**TO BE DONE**.
Go through the listing beneath this task and return every line that carries the string "screenshot".

**RECORD EXCERPTS**.

________________________________________

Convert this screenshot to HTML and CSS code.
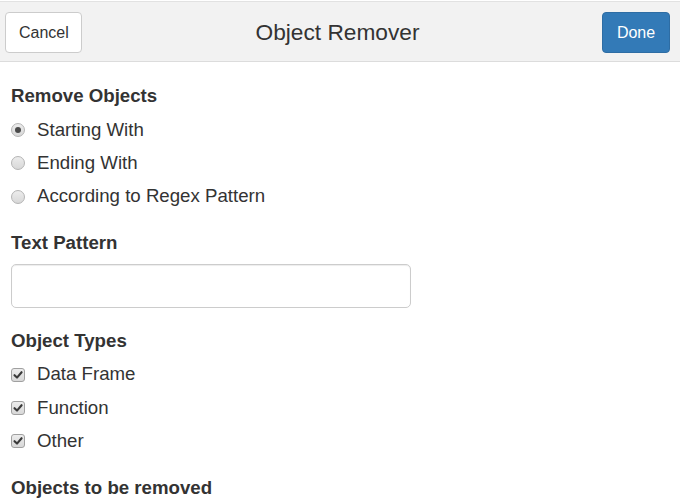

________________________________________

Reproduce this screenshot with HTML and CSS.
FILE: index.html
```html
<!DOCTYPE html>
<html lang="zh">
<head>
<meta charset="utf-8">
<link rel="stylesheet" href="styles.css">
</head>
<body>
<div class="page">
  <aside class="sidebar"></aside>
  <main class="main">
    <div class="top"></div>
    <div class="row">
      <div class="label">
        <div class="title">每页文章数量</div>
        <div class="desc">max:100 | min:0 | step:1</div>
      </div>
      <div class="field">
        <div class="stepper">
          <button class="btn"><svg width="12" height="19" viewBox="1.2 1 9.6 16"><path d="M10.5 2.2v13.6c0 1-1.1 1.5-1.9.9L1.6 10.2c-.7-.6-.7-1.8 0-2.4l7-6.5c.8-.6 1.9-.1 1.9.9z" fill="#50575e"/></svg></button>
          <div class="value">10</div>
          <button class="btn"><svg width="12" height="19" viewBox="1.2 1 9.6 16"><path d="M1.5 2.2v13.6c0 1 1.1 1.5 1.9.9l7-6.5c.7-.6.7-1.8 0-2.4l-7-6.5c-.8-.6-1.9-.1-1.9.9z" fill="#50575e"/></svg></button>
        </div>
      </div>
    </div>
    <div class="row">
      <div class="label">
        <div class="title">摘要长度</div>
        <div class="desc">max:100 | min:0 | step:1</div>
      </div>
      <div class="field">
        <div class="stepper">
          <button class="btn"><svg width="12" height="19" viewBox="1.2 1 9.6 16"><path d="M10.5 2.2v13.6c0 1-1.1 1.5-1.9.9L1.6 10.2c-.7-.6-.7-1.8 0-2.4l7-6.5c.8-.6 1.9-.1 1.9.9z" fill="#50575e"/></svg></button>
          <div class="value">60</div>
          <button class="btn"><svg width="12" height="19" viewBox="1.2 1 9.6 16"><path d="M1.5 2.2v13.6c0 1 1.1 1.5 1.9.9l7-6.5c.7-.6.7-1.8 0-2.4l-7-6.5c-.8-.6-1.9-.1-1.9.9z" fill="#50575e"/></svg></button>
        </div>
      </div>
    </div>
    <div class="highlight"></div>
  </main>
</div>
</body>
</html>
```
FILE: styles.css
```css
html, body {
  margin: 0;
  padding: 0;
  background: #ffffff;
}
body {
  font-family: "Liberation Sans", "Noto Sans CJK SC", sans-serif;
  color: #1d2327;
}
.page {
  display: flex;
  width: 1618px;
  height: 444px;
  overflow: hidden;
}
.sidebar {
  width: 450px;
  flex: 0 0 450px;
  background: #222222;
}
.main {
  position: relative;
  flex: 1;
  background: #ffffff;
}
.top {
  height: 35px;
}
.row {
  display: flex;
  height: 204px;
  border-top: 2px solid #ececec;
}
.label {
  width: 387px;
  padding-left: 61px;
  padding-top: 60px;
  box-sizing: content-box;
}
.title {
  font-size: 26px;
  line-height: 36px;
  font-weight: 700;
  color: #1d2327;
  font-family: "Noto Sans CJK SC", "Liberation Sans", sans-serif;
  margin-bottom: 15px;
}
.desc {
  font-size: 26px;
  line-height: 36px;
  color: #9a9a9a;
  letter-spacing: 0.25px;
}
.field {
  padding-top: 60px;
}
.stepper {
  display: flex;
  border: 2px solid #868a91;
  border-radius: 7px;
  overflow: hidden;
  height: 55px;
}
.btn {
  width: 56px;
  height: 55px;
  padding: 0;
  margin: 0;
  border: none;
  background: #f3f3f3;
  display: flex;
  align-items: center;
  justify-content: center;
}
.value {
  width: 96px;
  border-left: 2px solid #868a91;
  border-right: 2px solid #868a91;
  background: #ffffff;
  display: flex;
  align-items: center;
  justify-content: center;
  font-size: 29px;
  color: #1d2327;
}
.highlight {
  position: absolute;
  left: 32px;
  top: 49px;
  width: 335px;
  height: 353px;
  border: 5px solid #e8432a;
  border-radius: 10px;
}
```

________________________________________

**THE COMPLETED TASK**.
Convert this screenshot to HTML and CSS code.
Reproduce this screenshot with HTML and CSS.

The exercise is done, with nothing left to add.